There is a somewhat pricey diner below this sign - selling eggs-oriented breakfast, lunch, and dinner. It appeared to be part of a national chain as well. I ended up having a late breakfast there.


Pallatt lived here until 1924, when business overexpansion drove him into debt, and the loss of his hydroelectric power monopoly forced him to liquidate everything he owned. The Kiwanis Club has maintained the mansion as a tourist attraction since 1937, slowly but steadily restoring many of the sections.
This photo shows the indoor conservatory. Pallatt and his wife were renowned horticulturists, I was told.

Those row houses in front, which I had passed to get here, felt very British in character. One of these days, I need to get back to England, and really expand my reach well beyond London. Maybe beyond England and into other parts of the UK.

It's starting to get a bit warm again, even though forecasts called for the day's high temperature to be just 19 degrees Celsius. I am again wearing my trusty tights and boots, topping them off with a dress-shaped floral tunic featuring poet's 3/4 sleeves (a very popular look during my teeny bopper years) and a black trench coat. My makeup is also a bit heavier than usual, especially with the eye pencil, and I am feeling a teeny bopper spirit inside my 33-year-old body.

I decided to do a touristy harbour boat tour, shellling out $27. That got me an hour in a boat with a guide to explain the various sights, with an option to get off at Toronto Islands and explore.
Here is an interesting sight. This bridge came from an Amsterdam canal, as a gift of the Dutch Royal Family who had been based in Toronto during World War II. The last thing I need right now is a reminder of my past travel hellhole with way too many parallels to the California ethnic theocracy.
Other waterfront sights include former industrial warehouses turned into art galleries, as well as Rogers Centre, the home of Toronto Blue Jays and formerly known as the Skydome. Rogers is one of the three major players of Canada's cell phone industry (Bell Canada and Telus are the other two), and all AT&T phones - including my iPhone - use Rogers when roaming in Canada.

The Islands have many features. Some natural sections doubled as the Florida Everglades in a movie - in fact, the CN Tower made a 3-second appearance in Florida in that movie, I was told. There are recreational facilities, including a small amusement park seen above, open daily June-August and weekends May and September. There is even a clothing optional beach on the west side - one of two in Canada - but due to jurisdictional differences, it's legal to be naked on land but illegal to be naked in the water (fine is $65). As the Islands are quite chilly compared to inland, I wouldn't dare get naked here...
The Islands even host an airport, Toronto Island Airport, which hosts Porter Airlines, offering frequent propeller aircraft service to Chicago, New York, and other major cities.

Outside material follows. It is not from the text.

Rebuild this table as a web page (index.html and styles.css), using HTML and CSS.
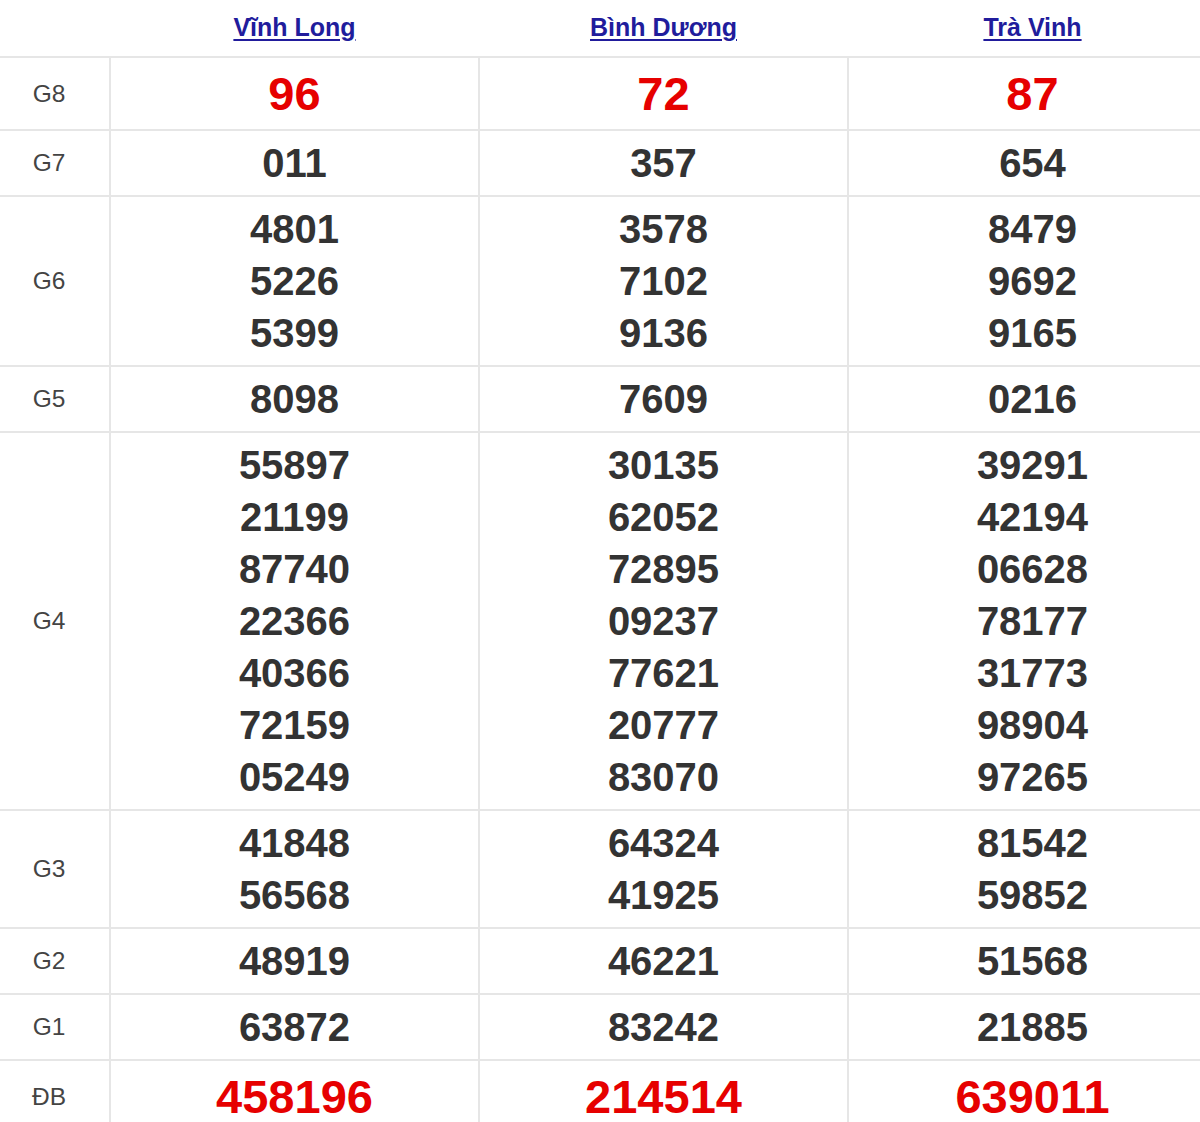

My first destination: the Distillery, a gentrification of a distillery and several other industrial buildings just east of downtown on the waterfront. The gentrification is still ongoing, so not many things to see/do right now. Love the "abandoned factory" ambience, however.
I then headed west on King West, taking a northbound bus (#63) on Shaw so that I could head back east on Queen West. West of Bathurst, Queen West maintains its original rough-and-tumble independent funky vibe, while between Bathurst and Yonge, it feels more corporate and trendy. Again, due to my foot pain, I didn't do much walking. I finished off with a Thai fast food dinner at Eaton Centre, as well as shopping; while I wanted to buy dressy boots as an alternative to my flat suede casual boots (that'd give my "pantsless suit" ensemble a bit more polish), I had no luck, and instead ended up with a Gap black mini, which I kind of needed to replace my worn-out black microminis. Due to Gap's generous sizing, I found that a Size 6 was a good fit.
My journey back to California started after only an hour or two of sleep. I declared only USD $120 worth of purchases to the US customs, who have presence at all major Canadian airports (including Toronto Pearson). The US immigration officer grilled me with a dozen detailed questions, but the questioning was smooth and I cleared US entry formalities without fuss.

This was a very miserable flight due to a very cut-rate purser who had a knack for insulting the passengers' intelligence. If this were my first flight on United Airlines, it would've certainly been my last as well. I usually have far better luck with United's flight crew, both pilots and flight attendants, however.

Continuation to Los Angeles was on a newly renovated Boeing 767 aircraft, featuring United's new flat-bed business class and revamped first class. The economy section had seen next to no improvements, however, and I was very unhappy about that. While flying on an airplane in general, and on a United flight in particular, is normally a joyous occasion for me, and usually ends up taking me to a better place than where I leave from, today was certainly NOT one of those days, especially considering that California was reaffirming the ethnic theocrats' greatest contribution to the state politics, the constitutional ban on gay marriage (Proposition 8), as my half-renovated 767 was descending over San Bernardino.
I already miss Canada - especially its constructive approach to immigration (rather that the destructive US approach). I will make sure to visit more often.